Defendant argues that Plaintiff cannot keep any of the premiums paid under the life-insurance policy, even as compensation for the damages it suffered because of Defendant's alleged fraud. Defendant cites several cases stating that in order to rescind an insurance policy, an insurer must repay all premiums plus interest. E.g., Star Pac. Invs., Inc., 121 Cal. App. 3d at 457. But none of those cases expressly preclude an award of consequential damages. Indeed, that is likely because § 1692 expressly permits courts to award damages to an aggrieved party in a rescission action. Runyan, 2 Cal. 3d at 316; Cal. Civ. Code § 1692.

Defendant also cites to California Insurance Code § 481(a), which states "a person insured is entitled to a return of premium if the policy is canceled, rejected, surrendered, or rescinded, as follows: (1) To the whole premium, if the insurer has not been exposed to risk of loss." But again, this provision does not explicitly preclude an award of consequential damages. Section 481(a) merely restates the well-established rule that a rescinding party must "[r]estore to the other party everything of value which he has received . . . under the contract . . . ." Cal. Civ. Code § 1691. And even though consideration must be restored, section 1692 permits a court to award consequential damages to an aggrieved party in a rescission suit. The requirement under § 1691 that the rescinding party restore all consideration given under the contract is not inconsistent with the rescinding party's right to consequential damages under § 1692. See Runyan, 2 Cal. 3d at 316. Similarly, an insured's right under § 481(a) to a return of the whole premium paid under a rescinded insurance policy is not inconsistent with the insurer's right to damages under § 1692. Thus, even though both § 481(a) and § 1691 require complete restoration of any consideration given, section 1692 allows a setoff for consequential damages suffered by the aggrieved party. See id.; Sharabianlou, 2010 WL 396319, at * 16 (permitting setoff in rescission action for cost of environmental reports); Jahn v. Brickey, 168 Cal. App. 3d 399, 406 (1985) (affirming award of consequential damages as a set off against restored consideration in order to make rescinding party whole).
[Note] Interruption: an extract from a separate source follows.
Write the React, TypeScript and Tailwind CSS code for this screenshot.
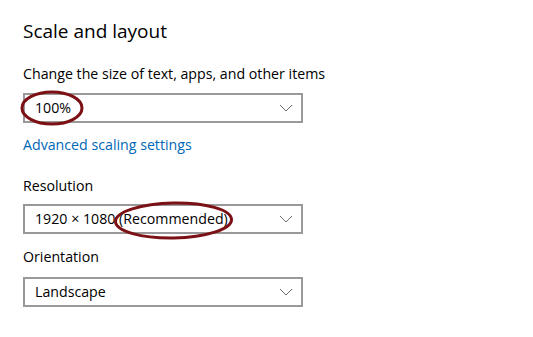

Defendant also cites to an order issued in Wells Fargo Bank, N.A. v. Lincoln Nat'l Life Ins. Co., No. 08-cv-6637 (C.D. Cal. August 12, 2009),*fn3 which granted a defendant's motion to strike in a similar situation. The Wells Fargo order, however, incorrectly interprets California law. The Wells Fargo order states that "[e]ven when an insured has engaged in fraud to acquire the insurance policy, the rescission of an insurance contract results in the full return of premiums." Wells Fargo, at *6. In support of this holding, the court cited Imperial Cas. & Indem. Co. v. Sogomonian, 198 Cal. App. 3d 169, 184 (Cal. Ct. App. 1988). But the court in Sogomonian merely held that because an insurance policy was rescinded and void due to the insured's material concealment, the insured could not sue the insurer under the policy. Id. at 184. Sogomonian does not limit a court's authority under § 1692 to adjust the equities between the parties and award an aggrieved insurer consequential damages.
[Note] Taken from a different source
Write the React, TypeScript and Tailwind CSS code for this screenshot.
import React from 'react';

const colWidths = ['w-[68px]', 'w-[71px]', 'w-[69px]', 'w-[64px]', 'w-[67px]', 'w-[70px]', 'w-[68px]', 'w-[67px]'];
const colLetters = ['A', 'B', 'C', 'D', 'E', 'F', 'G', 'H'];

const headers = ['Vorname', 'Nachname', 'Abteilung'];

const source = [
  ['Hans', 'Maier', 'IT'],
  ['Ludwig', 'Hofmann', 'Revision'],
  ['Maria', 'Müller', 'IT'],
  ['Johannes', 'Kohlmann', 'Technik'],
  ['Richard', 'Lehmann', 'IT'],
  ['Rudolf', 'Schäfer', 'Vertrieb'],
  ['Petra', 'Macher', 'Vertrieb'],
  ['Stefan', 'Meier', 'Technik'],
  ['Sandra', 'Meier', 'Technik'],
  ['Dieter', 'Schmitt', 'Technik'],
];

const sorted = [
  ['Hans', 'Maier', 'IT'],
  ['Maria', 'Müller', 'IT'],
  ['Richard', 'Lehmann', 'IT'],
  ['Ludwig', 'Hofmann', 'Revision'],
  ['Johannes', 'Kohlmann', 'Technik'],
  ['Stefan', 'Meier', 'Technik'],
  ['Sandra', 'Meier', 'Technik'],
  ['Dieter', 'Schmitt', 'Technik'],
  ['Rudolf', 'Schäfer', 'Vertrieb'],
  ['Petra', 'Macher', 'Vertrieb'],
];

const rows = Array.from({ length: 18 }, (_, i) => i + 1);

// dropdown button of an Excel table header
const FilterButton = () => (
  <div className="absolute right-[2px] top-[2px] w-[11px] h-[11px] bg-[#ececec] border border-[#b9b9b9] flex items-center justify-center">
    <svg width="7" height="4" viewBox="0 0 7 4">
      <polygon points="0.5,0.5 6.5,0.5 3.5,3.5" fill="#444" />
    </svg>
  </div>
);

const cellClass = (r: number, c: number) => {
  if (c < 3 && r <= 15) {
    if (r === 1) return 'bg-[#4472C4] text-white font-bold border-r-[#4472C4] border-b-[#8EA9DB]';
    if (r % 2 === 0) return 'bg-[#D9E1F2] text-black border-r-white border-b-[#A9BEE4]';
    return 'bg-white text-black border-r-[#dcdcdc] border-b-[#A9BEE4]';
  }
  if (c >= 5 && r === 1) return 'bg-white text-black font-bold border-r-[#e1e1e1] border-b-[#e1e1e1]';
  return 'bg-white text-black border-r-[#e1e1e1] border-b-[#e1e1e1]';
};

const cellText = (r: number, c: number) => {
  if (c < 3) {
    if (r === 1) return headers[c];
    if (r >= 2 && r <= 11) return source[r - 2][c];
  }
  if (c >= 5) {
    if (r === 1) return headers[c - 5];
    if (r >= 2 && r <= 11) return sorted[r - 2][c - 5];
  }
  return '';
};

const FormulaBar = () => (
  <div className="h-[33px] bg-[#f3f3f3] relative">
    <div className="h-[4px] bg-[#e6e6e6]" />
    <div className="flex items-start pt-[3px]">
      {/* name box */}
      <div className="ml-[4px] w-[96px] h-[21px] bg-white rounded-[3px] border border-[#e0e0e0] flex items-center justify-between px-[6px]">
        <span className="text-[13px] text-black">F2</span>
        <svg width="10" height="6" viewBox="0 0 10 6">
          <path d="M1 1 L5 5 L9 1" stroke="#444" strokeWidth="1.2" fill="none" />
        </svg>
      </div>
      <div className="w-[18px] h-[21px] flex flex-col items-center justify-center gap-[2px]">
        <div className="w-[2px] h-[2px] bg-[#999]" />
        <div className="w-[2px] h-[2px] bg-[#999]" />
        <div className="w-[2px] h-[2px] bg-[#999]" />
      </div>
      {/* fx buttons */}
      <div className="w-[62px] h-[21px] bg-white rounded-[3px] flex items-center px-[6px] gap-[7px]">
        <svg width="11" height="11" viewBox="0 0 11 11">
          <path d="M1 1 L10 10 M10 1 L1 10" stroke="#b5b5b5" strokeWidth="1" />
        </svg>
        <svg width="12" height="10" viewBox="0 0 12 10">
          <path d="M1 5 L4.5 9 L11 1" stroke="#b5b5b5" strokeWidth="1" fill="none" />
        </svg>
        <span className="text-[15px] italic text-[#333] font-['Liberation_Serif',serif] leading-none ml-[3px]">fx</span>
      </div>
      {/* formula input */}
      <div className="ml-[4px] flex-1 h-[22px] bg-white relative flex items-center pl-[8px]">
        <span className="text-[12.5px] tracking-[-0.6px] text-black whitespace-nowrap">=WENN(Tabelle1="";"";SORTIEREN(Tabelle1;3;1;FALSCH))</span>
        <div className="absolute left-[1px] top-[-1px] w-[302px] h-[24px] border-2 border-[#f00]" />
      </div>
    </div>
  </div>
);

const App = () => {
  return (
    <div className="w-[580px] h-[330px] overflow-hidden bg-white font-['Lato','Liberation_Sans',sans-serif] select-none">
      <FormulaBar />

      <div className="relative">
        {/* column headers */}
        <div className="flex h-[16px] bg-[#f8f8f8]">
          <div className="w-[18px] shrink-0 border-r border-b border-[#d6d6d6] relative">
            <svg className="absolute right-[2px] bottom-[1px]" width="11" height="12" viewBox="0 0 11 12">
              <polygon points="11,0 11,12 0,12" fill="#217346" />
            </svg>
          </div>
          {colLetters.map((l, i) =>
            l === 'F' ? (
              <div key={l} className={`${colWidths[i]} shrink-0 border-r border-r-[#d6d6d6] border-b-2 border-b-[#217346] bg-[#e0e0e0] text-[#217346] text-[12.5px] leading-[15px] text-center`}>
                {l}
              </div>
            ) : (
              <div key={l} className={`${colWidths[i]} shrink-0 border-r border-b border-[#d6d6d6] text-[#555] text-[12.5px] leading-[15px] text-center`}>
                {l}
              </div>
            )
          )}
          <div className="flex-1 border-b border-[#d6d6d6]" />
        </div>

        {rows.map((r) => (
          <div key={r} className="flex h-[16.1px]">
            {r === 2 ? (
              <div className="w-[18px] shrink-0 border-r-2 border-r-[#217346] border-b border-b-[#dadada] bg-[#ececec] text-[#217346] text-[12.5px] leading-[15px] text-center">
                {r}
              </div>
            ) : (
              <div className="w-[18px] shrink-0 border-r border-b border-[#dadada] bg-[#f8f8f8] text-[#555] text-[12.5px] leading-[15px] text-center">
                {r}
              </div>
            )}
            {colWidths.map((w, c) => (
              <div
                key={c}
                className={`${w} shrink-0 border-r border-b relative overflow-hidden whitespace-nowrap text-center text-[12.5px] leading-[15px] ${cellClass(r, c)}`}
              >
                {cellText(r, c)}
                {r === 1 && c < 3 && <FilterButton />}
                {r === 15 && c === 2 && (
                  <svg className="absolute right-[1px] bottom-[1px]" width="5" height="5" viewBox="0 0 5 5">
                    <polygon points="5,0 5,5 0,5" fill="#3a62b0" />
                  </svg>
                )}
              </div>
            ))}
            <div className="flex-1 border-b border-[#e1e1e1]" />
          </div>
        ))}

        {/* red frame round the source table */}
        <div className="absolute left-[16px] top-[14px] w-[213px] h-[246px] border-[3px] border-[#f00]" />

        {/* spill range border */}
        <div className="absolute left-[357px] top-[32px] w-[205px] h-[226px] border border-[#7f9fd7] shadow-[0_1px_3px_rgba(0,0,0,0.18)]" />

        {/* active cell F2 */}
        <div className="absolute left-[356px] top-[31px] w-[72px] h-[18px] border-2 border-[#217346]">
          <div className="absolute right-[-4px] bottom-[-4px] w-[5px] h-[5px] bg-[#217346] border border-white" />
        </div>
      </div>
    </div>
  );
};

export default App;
The court in Wells Fargo also cited to Akin v. Certain Underwriters At Lloyd's London, 140 Cal. App. 4th 291 (2006) to support its holding that a court may not award consequential damages when rescinding an insurance policy. But again, the cited authority does not support the Wells Fargo court's proposition. Akin merely holds that an insured may not sue under a rescinded policy because the law treats the policy as though it never existed. Id. at 298. In fact, Akin states that under § 1692 an aggrieved plaintiff in a rescission action is entitled to "damages that would restore the plaintiff to the position that she would have been if had she [sic] not entered the contract." More specifically, "[i]n the context of an insurance case . . . an action for rescission only permits the aggrieved party to the return of his premiums and whatever else may be required to restore the parties to the status quo ante." Id. (emphasis added). Thus, Akin actually supports a court's broad authority under § 1692 to give an aggrieved party complete relief.

Lastly, Defendant argues that § 1692 only permits a court to return a benefit that the rescinding party conferred on the non-rescinding party. But Defendant's reading is too narrow. Section 1692 is much broader. Not only does it expressly permit a court to award the aggrieved party "complete relief" and grant broad discretion to "adjust the equities between the parties," Cal. Civ. Code § 1692, but courts have used their authority under this section to compensate aggrieved parties for damages sustained as a result of a defendant's wrongful conduct in connection with a rescinded contract. See, e.g., Sharabianlou, 2010 WL 396319, at *14; Leaf, 47 Cal. App. 371. The section's plain language contradicts Defendant's narrow reading.

The Court rejects Defendant's arguments and holds that it may award consequential damages to a defrauded insurer seeking rescission of an insurance policy.


For the foregoing reasons, the Court DENIES Defendant's Motion to Strike [Doc. 7].